The latest company to join the Big Tech mass firing trend is IBM, who has cut nearly 4,000 jobs after missing its annual cash target.
This week, the computer company announced that it would be laying off 3,900 individuals, which amounts to around 1.5 percent of its workforce. These cuts are estimated to lead to a $300 million charge during the January to March period.
Although it sounds like a very large cut, the fact that the company’s shares fell 2 percent following the news prompted some analysts to conclude that investors wanted to see bigger cost-cutting measures.
Investing.com Senior Analyst Jesse Cohen said: “It seems as if the market is disappointed by the size of its announced job cuts, which only amounted to 1.5 percent of its workforce.”
The company’s cash flow for 2022 was $9.3 billion, which was well below its $10 billion target and stemmed from working capital needs that were higher than expected. In addition, their forecasted annual revenue growth fell below the 12 percent that was reported last year.
IBM has seen its software and consulting business’s growth slowing down, although there were some positive movements in cloud spending, with its hybrid cloud revenue climbing 2 percent during the quarter that ended on December 31.
However, a spokesperson for IBM told CNN that the cuts were related to the reorganization of two business units and were “not an action based on 2022 performance or 2023 expectations.” The affected units were their IT infrastructure services business Kyndryl and their healthcare analytics business, which is being acquired by an investment firm.
IBM CEO Arvind Krishna noted that the company’s lack of a consumer business gives them confidence, saying that most of their clients expect to “emerge stronger.”
“So I think, consequently, we might be seeing a little bit different subset of the economy than those who might have a large direct exposure to a consumer business,” he noted.

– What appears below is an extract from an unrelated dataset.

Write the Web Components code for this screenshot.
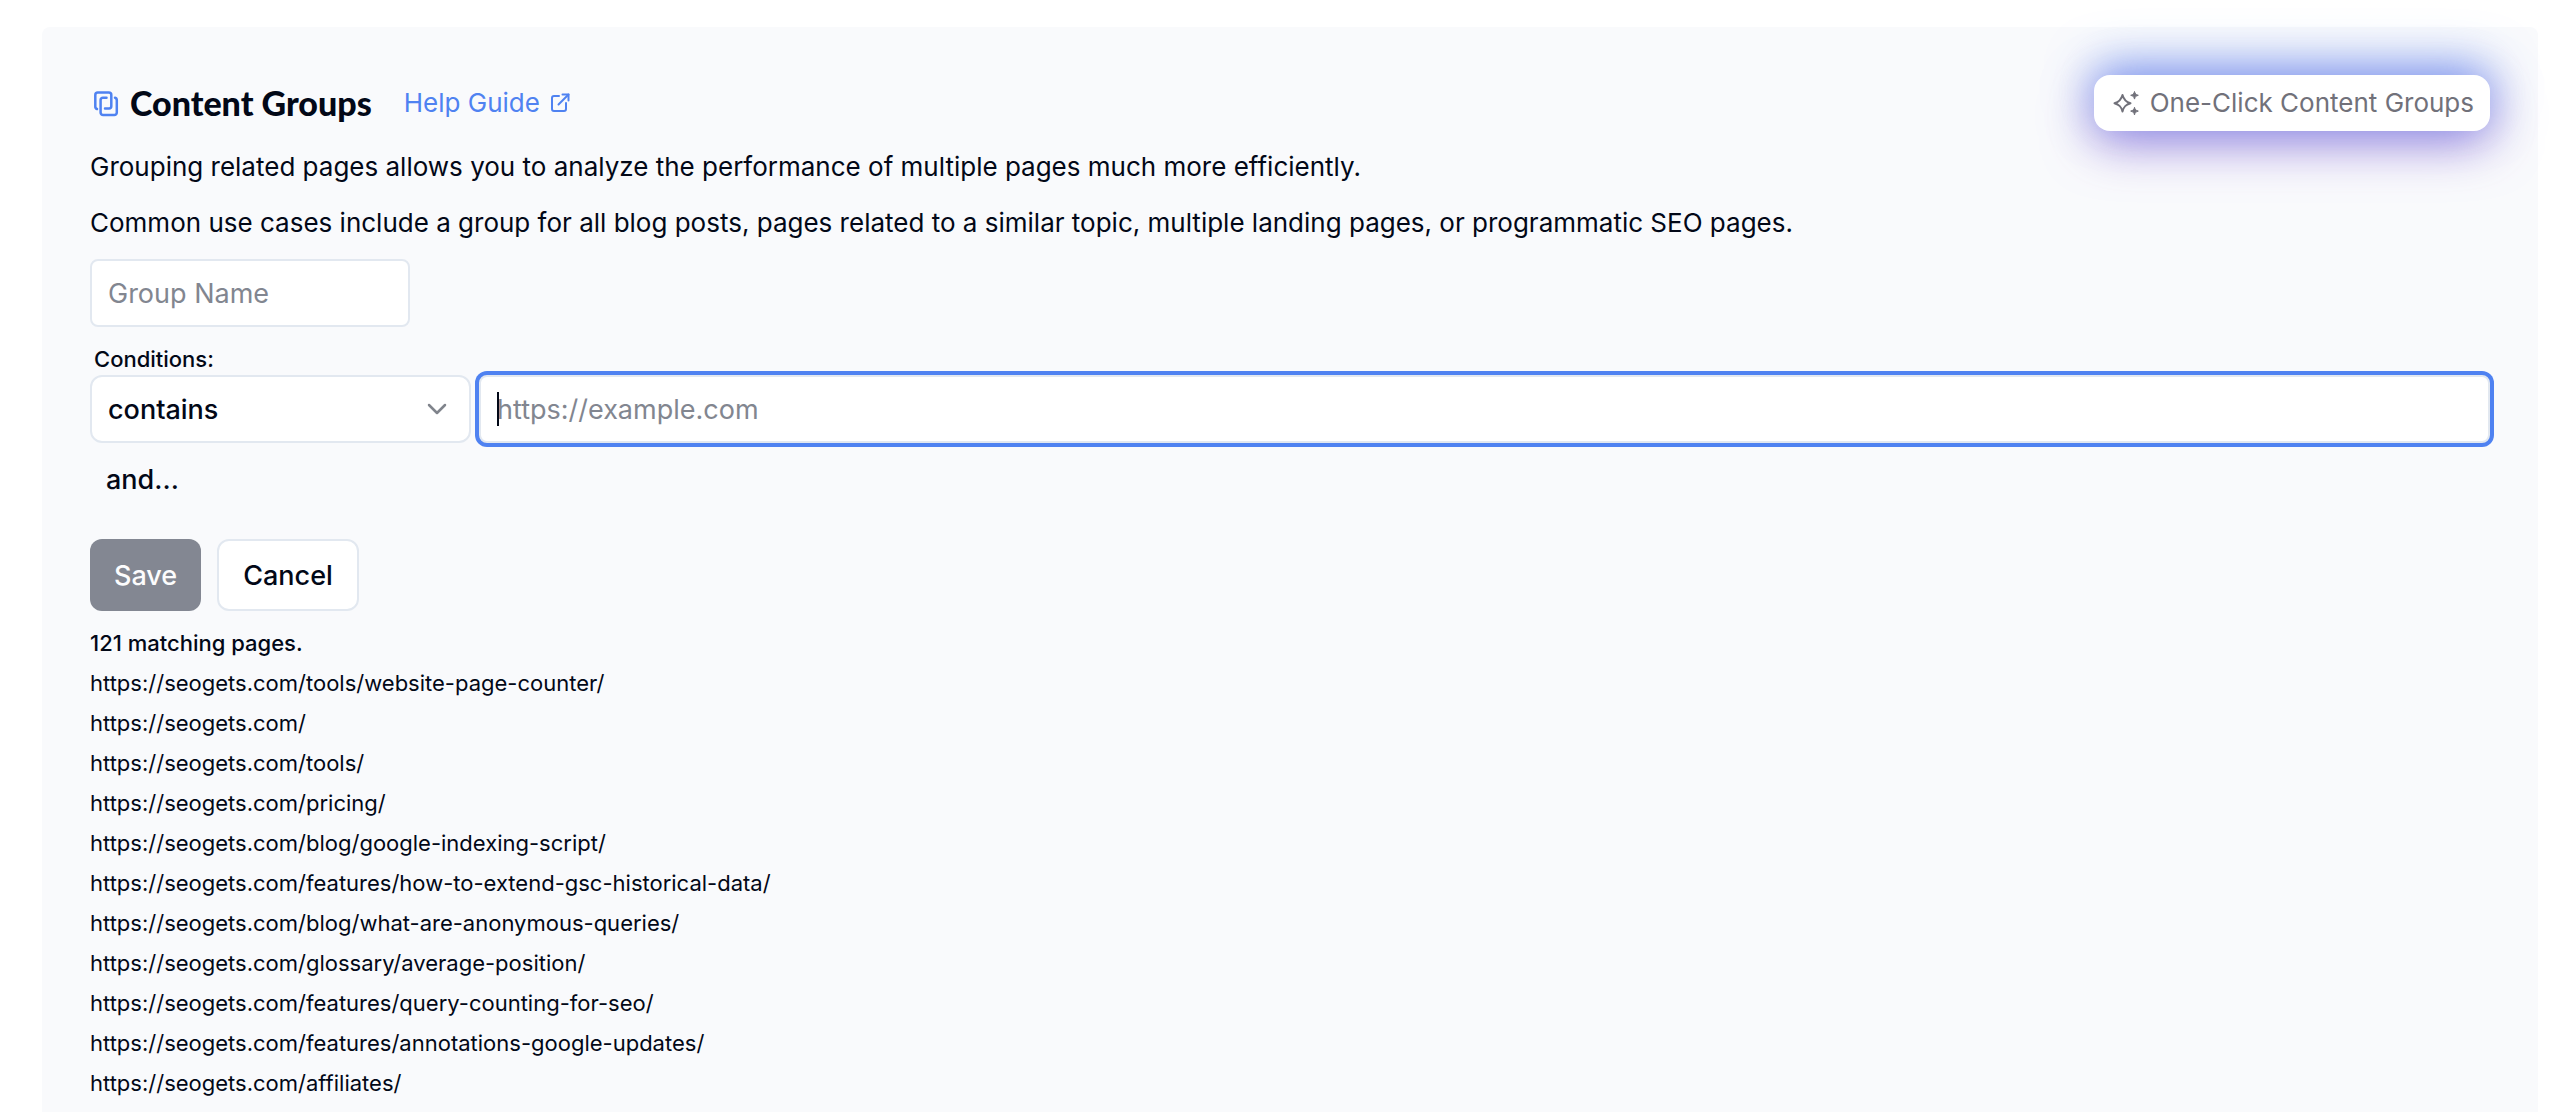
<!DOCTYPE html>
<html lang="en">
<head>
<meta charset="utf-8">
<title>Content Groups</title>
<style>
  body {
    margin: 0;
    background: #fff;
    color: #020817;
    font-family: Inter, "Liberation Sans", sans-serif;
    font-size: 26px;
    --brand: #4f82f1;
    --line: #e2e8f0;
    --muted: #828690;
    --panel: #f9fafc;
  }
</style>
</head>
<body>
<content-groups-page></content-groups-page>

<script>
const define = (name, html, setup) => {
  const template = document.createElement('template');
  template.innerHTML = '<style>*{box-sizing:border-box}</style>' + html;
  customElements.define(name, class extends HTMLElement {
    constructor() {
      super();
      this.attachShadow({ mode: 'open' }).append(template.content.cloneNode(true));
    }
    connectedCallback() {
      if (setup) setup(this);
    }
  });
};

define('help-link', `
  <style>
    :host { display: inline-flex; }
    a { display: inline-flex; align-items: center; gap: 8px; color: var(--brand); text-decoration: none; line-height: 40px; }
    svg { width: 24px; height: 24px; }
  </style>
  <a href="#help"><slot></slot>
    <svg viewBox="0 0 24 24" fill="none" stroke="currentColor" stroke-width="2" stroke-linecap="round" stroke-linejoin="round" aria-hidden="true">
      <path d="M11 5H6a2 2 0 0 0-2 2v11a2 2 0 0 0 2 2h10a2 2 0 0 0 2-2v-6"/><path d="M10.500 13.500 20.500 3.500"/><path d="M14.500 3.500h6v6"/>
    </svg>
  </a>
`);

define('glow-button', `
  <style>
    :host { display: block; }
    button {
      display: flex; align-items: center; gap: 10px; height: 56px; padding: 0 16px 0 18px;
      border: 0; border-radius: 16px; background: #fff; color: #71717a;
      font: inherit; line-height: 40px; white-space: nowrap;
      box-shadow: 0 -12px 46px rgba(65, 120, 240, .55), 0 12px 50px rgba(115, 75, 205, .65);
    }
    svg { width: 28px; height: 28px; }
  </style>
  <button type="button">
    <svg viewBox="0 0 28 28" aria-hidden="true">
      <path d="M10.500 6c1.200 4.700 3 6.800 8 8.200-5 1.500-6.800 3.500-8 8.300-1.200-4.800-3-6.800-8-8.300 5-1.400 6.800-3.500 8-8.200Z" fill="none" stroke="currentColor" stroke-width="2" stroke-linejoin="round"/>
      <path d="M22.500 2.500c.6 2.300 1.200 3 3.800 3.800-2.600.8-3.200 1.500-3.800 3.800-.6-2.300-1.200-3-3.800-3.800 2.600-.8 3.200-1.500 3.800-3.800ZM22.500 18.300c.6 2.300 1.200 3 3.800 3.800-2.600.8-3.200 1.500-3.800 3.800-.6-2.300-1.200-3-3.800-3.800 2.600-.8 3.200-1.500 3.800-3.800Z" fill="currentColor" stroke="currentColor" stroke-width="1" stroke-linejoin="round"/>
    </svg>
    <slot></slot>
  </button>
`);

define('page-header', `
  <style>
    :host { display: flex; align-items: center; justify-content: space-between; }
    div { display: flex; align-items: center; gap: 32px; }
    h1 { display: flex; align-items: center; gap: 10px; margin: 0; padding-left: 2px; font: 900 34px/48px Lato, Inter, sans-serif; }
    svg { width: 28px; height: 28px; color: var(--brand); }
  </style>
  <div>
    <h1>
      <svg viewBox="0 0 28 28" fill="none" stroke="currentColor" stroke-width="2.500" stroke-linecap="round" stroke-linejoin="round" aria-hidden="true">
        <path d="M5 20a2.500 2.500 0 0 1-1.700-2.500V6A2.500 2.500 0 0 1 5.800 3.500h11A2.500 2.500 0 0 1 19.300 6v11.200a2.200 2.200 0 0 1-2.200 2.200H13"/>
        <path d="M14.500 8.700h-3.700a2.200 2.200 0 0 0-2.200 2.200V23.500a2.500 2.500 0 0 0 2.500 2.500h11.200a2.500 2.500 0 0 0 2.500-2.500V11.200a2.500 2.500 0 0 0-1.800-2.500"/>
      </svg>
      Content Groups
    </h1>
    <help-link>Help Guide</help-link>
  </div>
  <glow-button>One-Click Content Groups</glow-button>
`);

define('text-field', `
  <style>
    :host { display: block; position: relative; }
    input {
      display: block; width: 100%; height: 68px; padding: 0 16px; border: 2px solid var(--line);
      border-radius: 8px; background: #fff; color: inherit; font: inherit; outline: 0;
    }
    input::placeholder { color: var(--muted); opacity: 1; }
    .caret { display: none; position: absolute; left: 18px; top: 17px; width: 2px; height: 34px; background: #020817; }
    :host([active]) input { box-shadow: 0 0 0 4px var(--brand); }
    :host([active]) .caret { display: block; }
  </style>
  <input type="text"><span class="caret"></span>
`, host => {
  const input = host.shadowRoot.querySelector('input');
  input.placeholder = host.getAttribute('placeholder');
  input.setAttribute('aria-label', input.placeholder);
});

define('operator-select', `
  <style>
    :host { display: grid; align-items: center; }
    select, svg { grid-area: 1 / 1; }
    select {
      appearance: none; width: 100%; height: 68px; padding: 0 64px 0 16px; border: 2px solid var(--line);
      border-radius: 12px; background: #fff; color: inherit; font: inherit; font-weight: 500;
    }
    svg { justify-self: end; width: 28px; height: 28px; margin-right: 20px; color: #80848c; pointer-events: none; }
  </style>
  <select aria-label="Condition operator"><option>contains</option><option>does not contain</option><option>equals</option></select>
  <svg viewBox="0 0 28 28" fill="none" stroke="currentColor" stroke-width="2.500" stroke-linecap="round" stroke-linejoin="round" aria-hidden="true"><path d="m6 10 8 8 8-8"/></svg>
`);

define('action-button', `
  <style>
    :host { display: block; }
    button {
      height: 72px; padding: 0 24px; border: 2px solid var(--line); border-radius: 12px;
      background: #fff; color: inherit; font: inherit; font-weight: 500;
    }
    :host([kind="primary"]) button { border: 0; background: #0f172a; color: #fff; opacity: .5; }
    :host([kind="ghost"]) button { padding: 0 16px; border: 0; background: none; }
  </style>
  <button type="button"><slot></slot></button>
`);

define('group-form', `
  <style>
    :host { display: flex; flex-direction: column; font-size: 27px; }
    .name { width: 320px; }
    .label { margin: 16px 0 0; padding-left: 4px; font-size: 22px; font-weight: 500; line-height: 32px; }
    .row { display: grid; grid-template-columns: 381px 1fr; gap: 8px; }
    .actions { display: flex; gap: 16px; margin-top: 24px; }
  </style>
  <text-field class="name" placeholder="Group Name"></text-field>
  <p class="label">Conditions:</p>
  <div class="row">
    <operator-select></operator-select>
    <text-field active placeholder="https://example.com"></text-field>
  </div>
  <action-button kind="ghost">and...</action-button>
  <div class="actions">
    <action-button kind="primary">Save</action-button>
    <action-button>Cancel</action-button>
  </div>
`);

define('matching-pages', `
  <style>
    :host { display: block; font-size: 22px; line-height: 40px; }
    p { margin: 0; font-weight: 500; }
    ul { margin: 0; padding: 0; list-style: none; }
  </style>
  <p>121 matching pages.</p>
  <ul>
    <li>https://seogets.com/tools/website-page-counter/</li>
    <li>https://seogets.com/</li>
    <li>https://seogets.com/tools/</li>
    <li>https://seogets.com/pricing/</li>
    <li>https://seogets.com/blog/google-indexing-script/</li>
    <li>https://seogets.com/features/how-to-extend-gsc-historical-data/</li>
    <li>https://seogets.com/blog/what-are-anonymous-queries/</li>
    <li>https://seogets.com/glossary/average-position/</li>
    <li>https://seogets.com/features/query-counting-for-seo/</li>
    <li>https://seogets.com/features/annotations-google-updates/</li>
    <li>https://seogets.com/affiliates/</li>
  </ul>
`);

define('content-groups-page', `
  <style>
    :host { display: flex; min-height: 100vh; padding: 27px 30px 0 42px; box-sizing: border-box; }
    main { flex: 1; padding: 48px 48px 0; border-radius: 8px 8px 0 0; background: var(--panel); }
    .intro { margin: 8px 0; line-height: 56px; }
    .intro p { margin: 0; }
    matching-pages { margin-top: 12px; }
  </style>
  <main>
    <page-header></page-header>
    <div class="intro">
      <p>Grouping related pages allows you to analyze the performance of multiple pages much more efficiently.</p>
      <p>Common use cases include a group for all blog posts, pages related to a similar topic, multiple landing pages, or programmatic SEO pages.</p>
    </div>
    <group-form></group-form>
    <matching-pages></matching-pages>
  </main>
`);
</script>
</body>
</html>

IBM joins other Big Tech names in laying off thousands of workers
The layoffs at IBM are just the latest in a series of similar announcements from major tech firms like Microsoft, Google and Amazon. Earlier this week, the music streaming service Spotify announced that it would be culling 6 percent of staff, which amounted to 600 jobs, as its advertisers reduce their spending. The move will see them take on $38 million in charges related to severance.
Earlier this month, Microsoft began laying off 10,000 employees in the face of the current economic climate and slowing customer demand. These layoffs impacted 5 percent of the company’s global workforce and followed a previous round of layoffs that affected 1000 employees across different divisions last year.

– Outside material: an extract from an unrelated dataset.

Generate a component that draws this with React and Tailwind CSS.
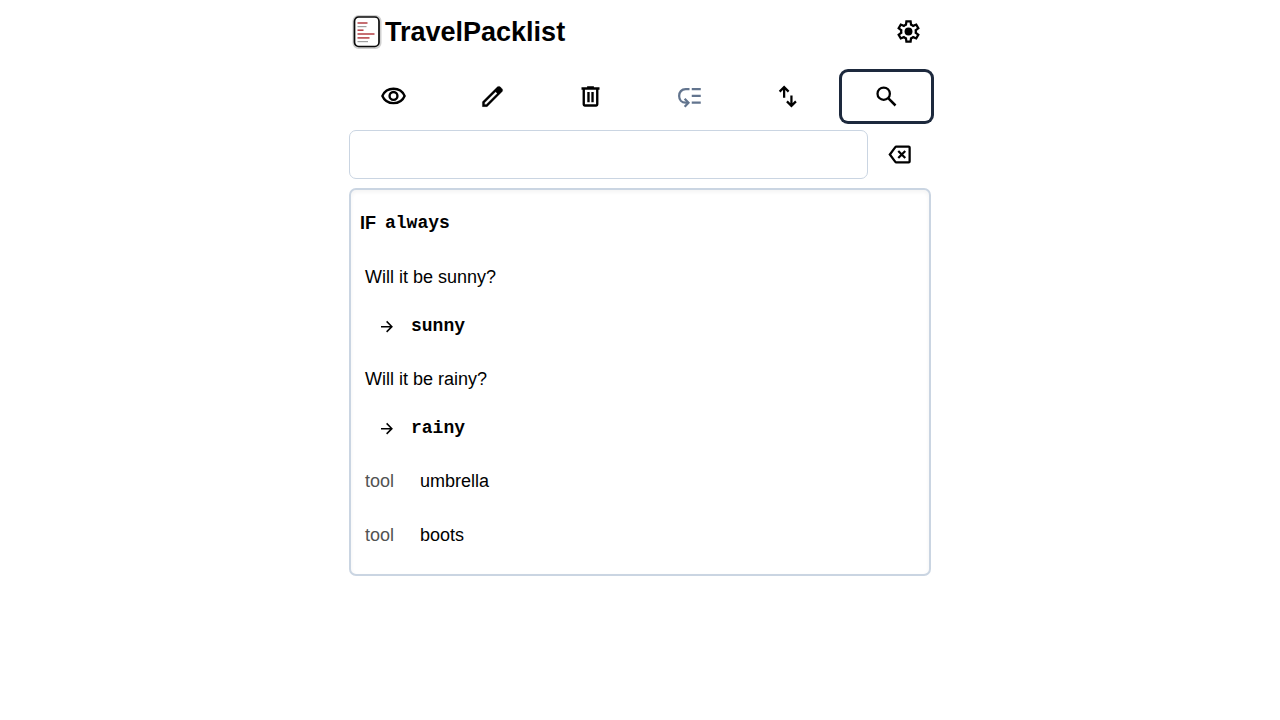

CEO Satya Nadella wrote in a company memo: “We’re also seeing organizations in every industry and geography exercise caution as some parts of the world are in a recession and other parts are anticipating one.”
Last week, Alphabet, the parent company of Google, announced that it would be cutting 12,000 jobs in a brutal round of layoffs that are expected to affect its engineering, products and recruiting teams.
Retail giant Amazon, meanwhile, announced layoffs that will affect more than 18,000 jobs at the company, and Facebook parent company Meta said it would be cutting more than 11,000 employees, or 13 percent of its workforce, last November in the face of rising costs and a weak advertising market.
Rideshare firm Lyft recently laid off 13 percent of its workforce, while cloud software company Salesforce cut 10 percent of its workforce, which amounted to 8,000 workers, due in part to over-hiring during the pandemic.
Apple is one of the few tech companies that has yet to announce major layoffs, but their CEO, Tim Cook, announced that they have been slowing their hiring.